Before tonight's ITV leader's debate began, the focus had been steadily upon David Cameron and Ed Miliband (Battersby, 2015; Hawkins, 2015). There are obvious reasons why. Polling continues to suggest either the Conservatives or Labour will be the biggest party come May - and that it will be close however the ballot papers eventually stack.

But the debate itself reflected the other thing that the polls have been saying: British politics has fragmented. There are now five parties that compete across the whole of Britain and are polling over 5%, and two regional parties with a large and growing presence within two of Britain's countries. For those smaller parties it was always going to be a major boost just to be invited to the show (Robinson, 2015).

Yet they did so much more. Natalie Bennett of the Green Party and Leanne Wood of Plaid Cymru talked about ideals like freedom of movement. Nicola Sturgeon of the SNP spoke of ending austerity. Nick Clegg joined in, on behalf of the Liberal Democrats, to challenge Farage over the need to be open hearted and fair.

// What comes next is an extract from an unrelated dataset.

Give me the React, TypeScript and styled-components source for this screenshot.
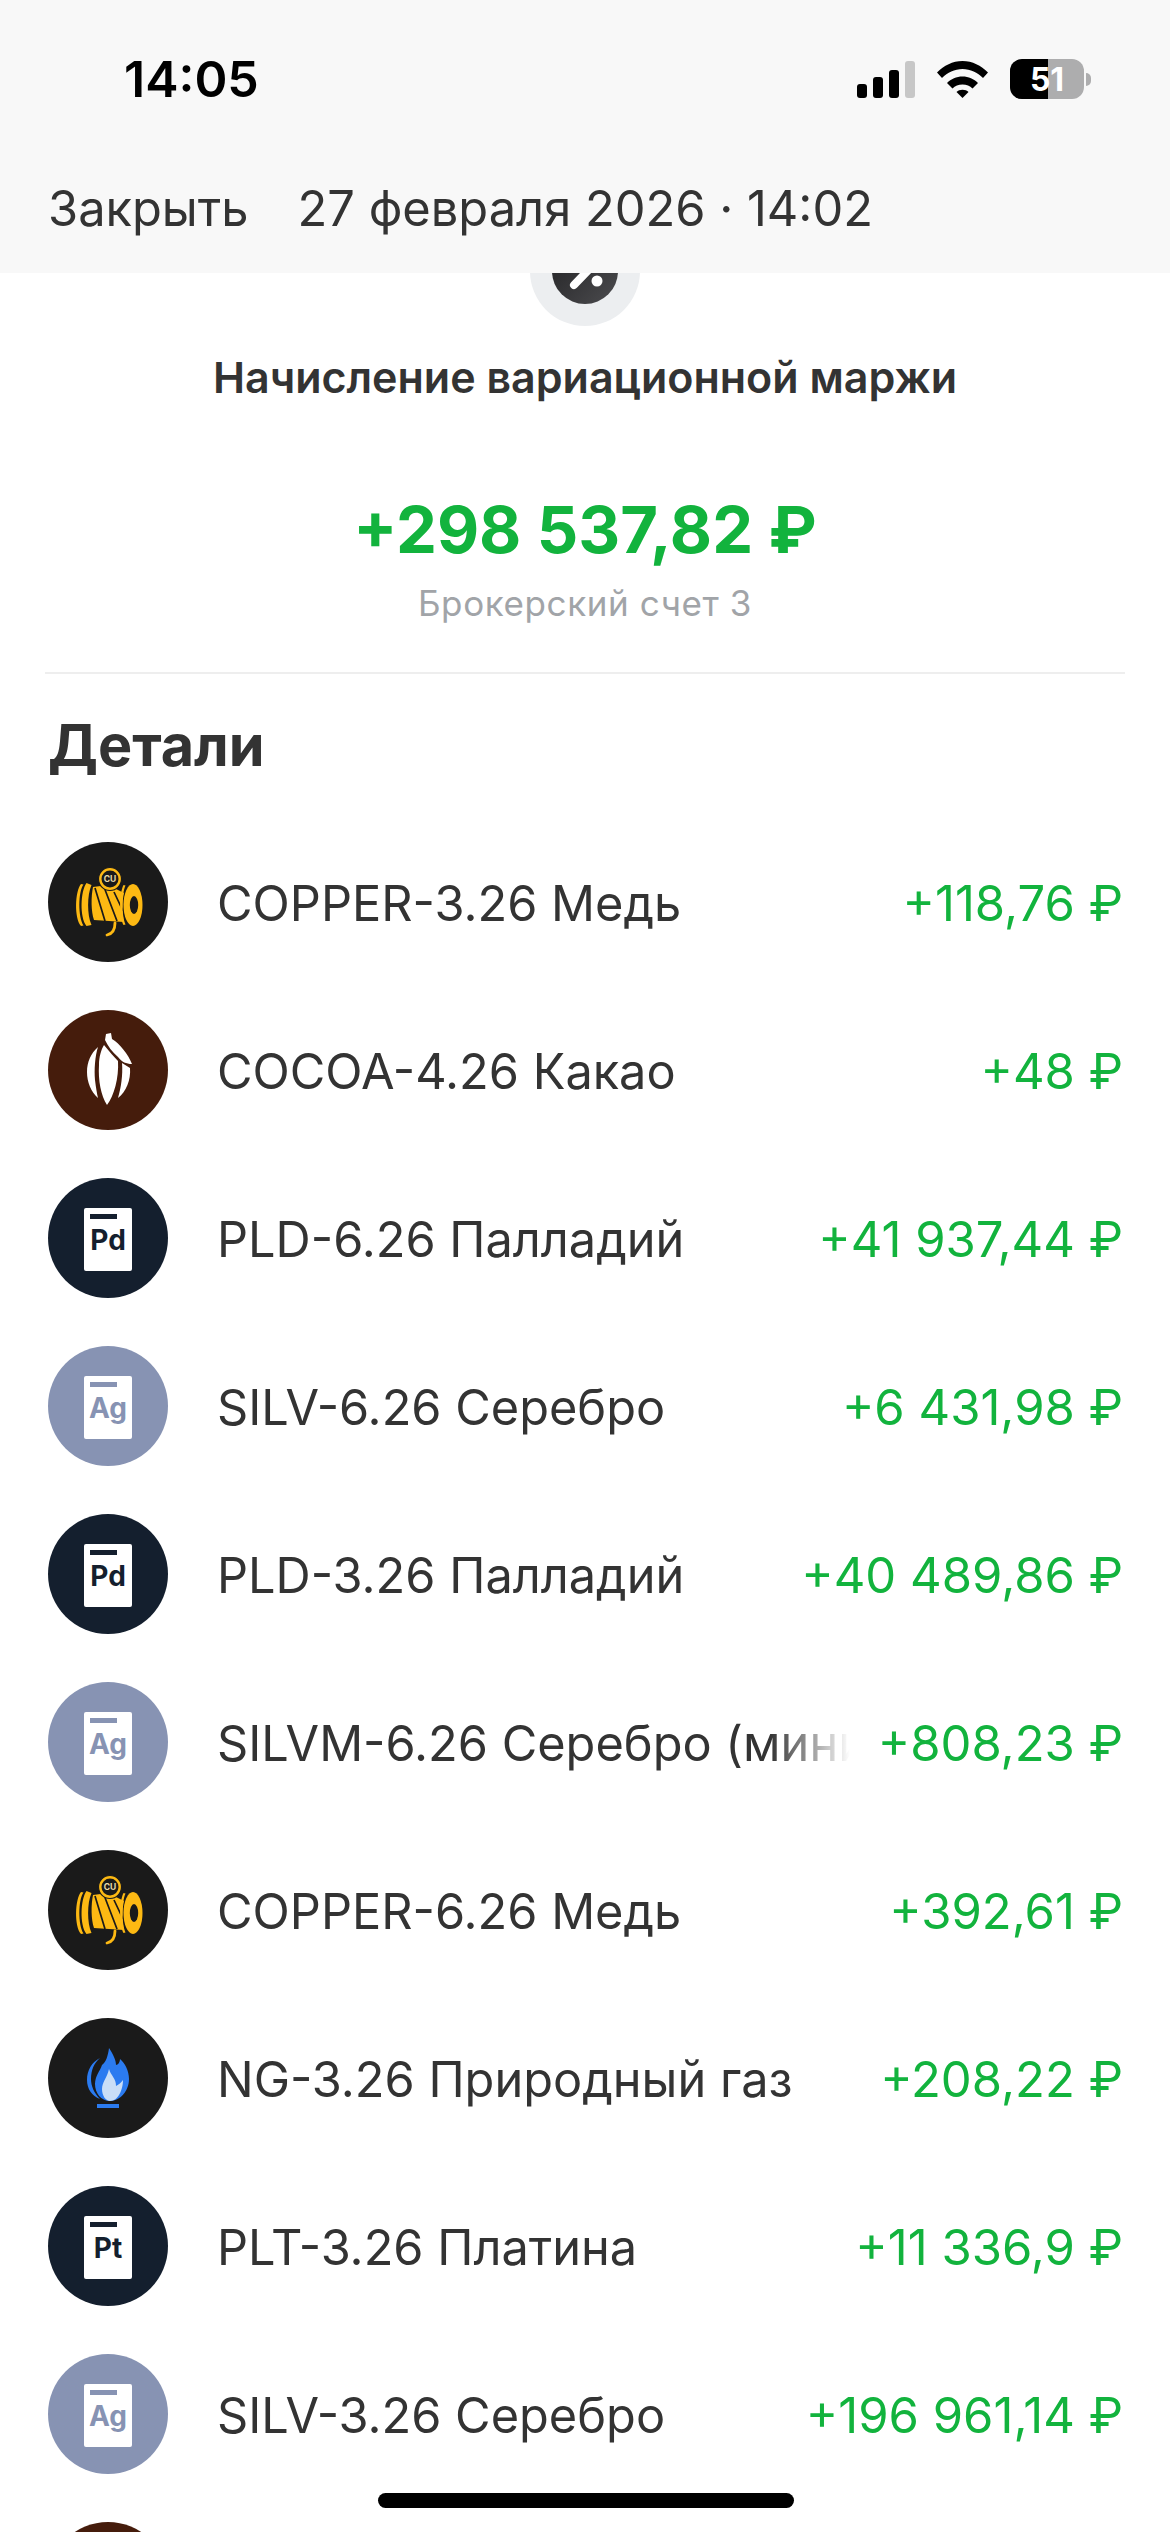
import { createGlobalStyle, styled } from "styled-components";

// last row is only peeking out from under the screen edge, its text is not visible
const rows = [
  { id: 1, icon: "copper", name: "COPPER-3.26 Медь", value: "+118,76 ₽" },
  { id: 2, icon: "cocoa", name: "COCOA-4.26 Какао", value: "+48 ₽" },
  { id: 3, icon: "Pd", name: "PLD-6.26 Палладий", value: "+41 937,44 ₽" },
  { id: 4, icon: "Ag", name: "SILV-6.26 Серебро", value: "+6 431,98 ₽" },
  { id: 5, icon: "Pd", name: "PLD-3.26 Палладий", value: "+40 489,86 ₽" },
  { id: 6, icon: "Ag", name: "SILVM-6.26 Серебро (мини)", value: "+808,23 ₽", fade: true },
  { id: 7, icon: "copper", name: "COPPER-6.26 Медь", value: "+392,61 ₽" },
  { id: 8, icon: "gas", name: "NG-3.26 Природный газ", value: "+208,22 ₽" },
  { id: 9, icon: "Pt", name: "PLT-3.26 Платина", value: "+11 336,9 ₽" },
  { id: 10, icon: "Ag", name: "SILV-3.26 Серебро", value: "+196 961,14 ₽" },
  { id: 11, icon: "cocoa", name: "", value: "" },
];

const CopperIcon = () => (
  <svg viewBox="0 0 120 120" width="120" height="120">
    <circle cx="60" cy="60" r="60" fill="#1a1a1a" />
    <path d="M33 42C27 49 26 76 33 84l2.500-.5C30 75 30 50 35.500 42.500z" fill="#fdb913" />
    <path d="M38.500 41C32.500 49 31.500 75 38.500 84l5-1C39 73 39 53 43.500 43z" fill="#fdb913" />
    <path d="M45 45l15-2 16 8c-2 8-2 21 0 29l-30-2c-3-9-3-23-1-33z" fill="#fdb913" />
    <path d="M47 46l10 33M56 45l13 34M66 50l9 19" stroke="#1a1a1a" strokeWidth="1.700" fill="none" />
    <path d="M75.500 43C71 52 71 74 75.500 83l2-.5C73.500 74 73.500 52 77.500 43.500z" fill="#fdb913" />
    <ellipse cx="85" cy="63" rx="9.500" ry="21" fill="#fdb913" />
    <ellipse cx="86" cy="63" rx="4.200" ry="9" fill="#1a1a1a" />
    <circle cx="62" cy="37" r="11.500" fill="#fdb913" stroke="#1a1a1a" strokeWidth="1.200" />
    <circle cx="62" cy="37" r="8.500" fill="#1a1a1a" />
    <text x="62" y="40" textAnchor="middle" fontSize="8.500" fontWeight="700" fontFamily="Inter, sans-serif" fill="#e9d9a8">
      CU
    </text>
    <path d="M67 81c0 7-3 11-8 12" stroke="#fdb913" strokeWidth="2.800" fill="none" strokeLinecap="round" />
  </svg>
);

const CocoaIcon = () => (
  <svg viewBox="0 0 120 120" width="120" height="120">
    <circle cx="60" cy="60" r="60" fill="#451c0c" />
    <path d="M58 24l5-1 1 6c8 5 16 15 20 25-6 0-10-2-14-7-6-5-10-11-13-17z" fill="#fff" />
    <path d="M56 35c6 7 10 12 14 16 1 17-4 35-11 44-6-9-9-25-8-40 0-8 2-15 5-20z" fill="#fff" />
    <path d="M50 37c-3 9-4 23-3 33 1 8 2 14 3 18-7-6-11-16-11-26s4-19 11-25z" fill="#fff" />
    <path d="M74 53l8 5c1 12-4 24-12 30 3-10 5-23 4-35z" fill="#fff" />
  </svg>
);

const GasIcon = () => (
  <svg viewBox="0 0 120 120" width="120" height="120">
    <circle cx="60" cy="60" r="60" fill="#1a1a1a" />
    <path d="M52 40c-8 4-13 12-13 22 0 9 5 16 13 19-6-6-9-13-9-20 0-9 3-16 9-21z" fill="#2b7bf0" />
    <path d="M61 30c4 6 7 12 7 17 2 0 4-3 4-6 5 4 9 12 9 20 0 12-9 22-19 22-9 0-15-8-15-17 0-8 5-13 7-19 4-3 6-9 7-17z" fill="#2b7bf0" />
    <path d="M61 51c2 7 7 9 7 17 2-1 5-3 7-6 0 10-5 21-13 21-4 0-8-5-8-12 0-7 5-11 7-20z" fill="#c9def7" />
    <rect x="49" y="86" width="22" height="4" fill="#2b7bf0" />
  </svg>
);

const MetalIcon = ({ symbol }: { symbol: string }) => (
  <MetalCircle $light={symbol === "Ag"}>
    <MetalCard>
      <MetalBar $light={symbol === "Ag"} />
      <MetalSymbol $light={symbol === "Ag"}>{symbol}</MetalSymbol>
    </MetalCard>
  </MetalCircle>
);

const RowIcon = ({ icon }: { icon: string }) => {
  if (icon === "copper") return <CopperIcon />;
  if (icon === "cocoa") return <CocoaIcon />;
  if (icon === "gas") return <GasIcon />;
  return <MetalIcon symbol={icon} />;
};

const App = () => {
  return (
    <Screen>
      <GlobalStyle />
      <Header>
        <StatusBar>
          <Time>14:05</Time>
          <StatusIcons>
            <SignalBars>
              <SignalBar $h={14} />
              <SignalBar $h={21} />
              <SignalBar $h={28} />
              <SignalBar $h={37} $off />
            </SignalBars>
            <svg viewBox="0 0 51 37" width="51" height="37">
              <path d="M0 11.500C7 4.500 15.500 0 25.500 0S44 4.500 51 11.500l-5 5.500C40.500 11.500 33.500 8 25.500 8S10.500 11.500 5 17z" fill="#000" />
              <path d="M10 22c4-4 9.500-6.500 15.500-6.500S37 18 41 22l-5.500 5.500c-2.500-2.500-6-4-10-4s-7.500 1.500-10 4z" fill="#000" />
              <path d="M19.500 31c1.500-1.500 3.500-2.200 6-2.200s4.500.7 6 2.200l-6 6z" fill="#000" />
            </svg>
            <Battery>
              <BatteryBody>
                <BatteryLevel />
                <BatteryText>51</BatteryText>
              </BatteryBody>
              <BatteryCap />
            </Battery>
          </StatusIcons>
        </StatusBar>
        <TopBar>
          <CloseLabel>Закрыть</CloseLabel>
          <DateLabel>27 февраля 2026 · 14:02</DateLabel>
        </TopBar>
      </Header>
      <Scroll>
        <HeroIcon>
          <svg viewBox="0 0 66 66" width="66" height="66">
            <defs>
              <linearGradient id="heroFill" x1="0" y1="0" x2="1" y2="1">
                <stop offset="0" stopColor="#1f1f21" />
                <stop offset="1" stopColor="#4c4c4f" />
              </linearGradient>
            </defs>
            <circle cx="33" cy="33" r="33" fill="url(#heroFill)" />
            <path d="M22 47l26-27" stroke="#fff" strokeWidth="8" strokeLinecap="round" />
            <circle cx="21" cy="21" r="5.500" fill="#fff" />
            <circle cx="45" cy="43" r="5.500" fill="#fff" />
          </svg>
        </HeroIcon>
        <OperationTitle>Начисление вариационной маржи</OperationTitle>
        <TotalAmount>+298 537,82 ₽</TotalAmount>
        <AccountName>Брокерский счет 3</AccountName>
        <Divider />
        <SectionTitle>Детали</SectionTitle>
        <List>
          {rows.map((row) => (
            <Row key={row.id}>
              <IconSlot>
                <RowIcon icon={row.icon} />
              </IconSlot>
              <RowName $fade={row.fade}>{row.name}</RowName>
              <RowValue>{row.value}</RowValue>
            </Row>
          ))}
        </List>
      </Scroll>
      <HomeIndicator />
    </Screen>
  );
};

export default App;

const GlobalStyle = createGlobalStyle`
  html, body {
    margin: 0;
    padding: 0;
    background: #fff;
  }
  * {
    box-sizing: border-box;
  }
`;

const Screen = styled.div`
  position: relative;
  width: 1170px;
  height: 2532px;
  display: flex;
  flex-direction: column;
  overflow: hidden;
  background: #fff;
  font-family: Inter, "Noto Sans", sans-serif;
  color: #333;
`;

const Header = styled.header`
  position: relative;
  z-index: 2;
  height: 273px;
  flex-shrink: 0;
  background: #f8f8f8;
`;

const StatusBar = styled.div`
  height: 156px;
  padding: 48px 79px 0 124px;
  display: flex;
  justify-content: space-between;
  align-items: flex-start;
`;

const Time = styled.span`
  margin-top: 1px;
  color: #000;
  font-size: 50px;
  font-weight: 600;
  line-height: 60px;
`;

const StatusIcons = styled.div`
  display: flex;
  align-items: center;
  gap: 22px;
  padding-top: 11px;
`;

const SignalBars = styled.div`
  display: flex;
  align-items: flex-end;
  gap: 6px;
  height: 37px;
`;

const SignalBar = styled.div<{ $h: number; $off?: boolean }>`
  width: 10px;
  height: ${(p) => p.$h}px;
  border-radius: 3px;
  background: ${(p) => (p.$off ? "#c7c7c7" : "#000")};
`;

const Battery = styled.div`
  display: flex;
  align-items: center;
  gap: 2px;
`;

const BatteryBody = styled.div`
  position: relative;
  width: 74px;
  height: 40px;
  border-radius: 12px;
  overflow: hidden;
  background: #adadae;
`;

const BatteryLevel = styled.div`
  width: 38px;
  height: 100%;
  background: #000;
`;

const BatteryText = styled.span`
  position: absolute;
  inset: 0;
  display: flex;
  align-items: center;
  justify-content: center;
  color: #fff;
  font-size: 32px;
  font-weight: 700;
`;

const BatteryCap = styled.div`
  width: 5px;
  height: 13px;
  border-radius: 0 6px 6px 0;
  background: #adadae;
`;

const TopBar = styled.div`
  display: flex;
  align-items: center;
  padding: 0 48px;
  gap: 49px;
  height: 104px;
`;

const CloseLabel = styled.span`
  font-size: 48.8px;
  font-weight: 400;
`;

const DateLabel = styled.span`
  font-size: 48.8px;
  font-weight: 400;
`;

const Scroll = styled.main`
  flex: 1;
  min-height: 0;
  overflow: hidden;
  display: flex;
  flex-direction: column;
`;

const HeroIcon = styled.div`
  align-self: center;
  flex-shrink: 0;
  width: 110px;
  height: 110px;
  margin-top: -57px;
  border-radius: 50%;
  background: #eceef0;
  display: flex;
  align-items: center;
  justify-content: center;
`;

const OperationTitle = styled.h1`
  margin: 26px 0 0;
  text-align: center;
  font-size: 43px;
  font-weight: 600;
  line-height: 50px;
`;

const TotalAmount = styled.div`
  margin-top: 88px;
  text-align: center;
  color: #12b33d;
  font-size: 65px;
  font-weight: 700;
  line-height: 80px;
`;

const AccountName = styled.div`
  margin-top: 11px;
  text-align: center;
  color: #a1a4a8;
  font-size: 35px;
  line-height: 44px;
  letter-spacing: 0.6px;
`;

const Divider = styled.div`
  margin: 47px 45px 0;
  height: 2px;
  flex-shrink: 0;
  background: #eeeeee;
`;

const SectionTitle = styled.h2`
  margin: 36px 48px 0;
  font-size: 57.5px;
  font-weight: 700;
  line-height: 70px;
`;

const List = styled.div`
  margin-top: 38px;
  display: flex;
  flex-direction: column;
  flex-shrink: 0;
`;

const Row = styled.div`
  height: 168px;
  flex-shrink: 0;
  padding: 0 47px 0 48px;
  display: flex;
  align-items: center;
`;

const IconSlot = styled.div`
  width: 120px;
  height: 120px;
  flex-shrink: 0;
  margin-right: 49px;
  svg {
    display: block;
  }
`;

const RowName = styled.div<{ $fade?: boolean }>`
  position: relative;
  flex: 1;
  min-width: 0;
  padding-top: 3px;
  overflow: hidden;
  white-space: nowrap;
  font-size: 48.7px;
  line-height: 60px;
  ${(p) =>
    p.$fade &&
    `
    &::after {
      content: "";
      position: absolute;
      top: 0;
      right: 0;
      bottom: 0;
      width: 80px;
      background: linear-gradient(to right, rgba(255, 255, 255, 0), #fff);
    }
  `}
`;

const RowValue = styled.div`
  flex-shrink: 0;
  margin-left: 28px;
  padding-top: 3px;
  color: #12b33d;
  font-size: 49px;
  line-height: 60px;
  white-space: nowrap;
`;

const MetalCircle = styled.div<{ $light: boolean }>`
  width: 120px;
  height: 120px;
  border-radius: 50%;
  background: ${(p) => (p.$light ? "#8793b3" : "#141f2e")};
  display: flex;
  align-items: center;
  justify-content: center;
`;

const MetalCard = styled.div`
  width: 48px;
  height: 63px;
  margin-top: 2px;
  padding: 6px;
  border-radius: 2px;
  background: #fff;
  display: flex;
  flex-direction: column;
`;

const MetalBar = styled.div<{ $light: boolean }>`
  width: 27px;
  height: 5px;
  flex-shrink: 0;
  background: ${(p) => (p.$light ? "#8793b3" : "#141f2e")};
`;

const MetalSymbol = styled.span<{ $light: boolean }>`
  margin: 5px -4px 0;
  color: ${(p) => (p.$light ? "#8793b3" : "#141f2e")};
  font-size: 28px;
  font-weight: 700;
  line-height: 32px;
  text-align: center;
`;

const HomeIndicator = styled.div`
  position: absolute;
  left: 378px;
  top: 2493px;
  z-index: 3;
  width: 416px;
  height: 15px;
  border-radius: 8px;
  background: #000;
`;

Despite Farage's best obsessive anti-European efforts, he was repeatedly overshadowed by the three female leaders of the SNP, Plaid and the Greens. Their anti-austerity message and language of hope frequently stole his thunder and ensured that the Left outnumbered the Right in every round of the debate. Whenever he tried to push the anti-immigration and anti-EU agenda, there was a voice - as there has been far too infrequently in recent years - to speak of being Pro-European as being open to the world, positive and fair in how we treat other people.

The reality is that TV debates have been shown not to play a particularly useful role in analysing the ideas of the different parties (Cooper, 2015). But what this debate has done is to provide people with reassurance that there are other alternatives out there. There are different narratives to the mainstream idea of fiscal austerity. There is a will to be open and co-operate, rather just compete and alienate. As Natalie Bennett put it:
"If you want change, you have to vote for it. You don't have to vote for the lesser of two evils.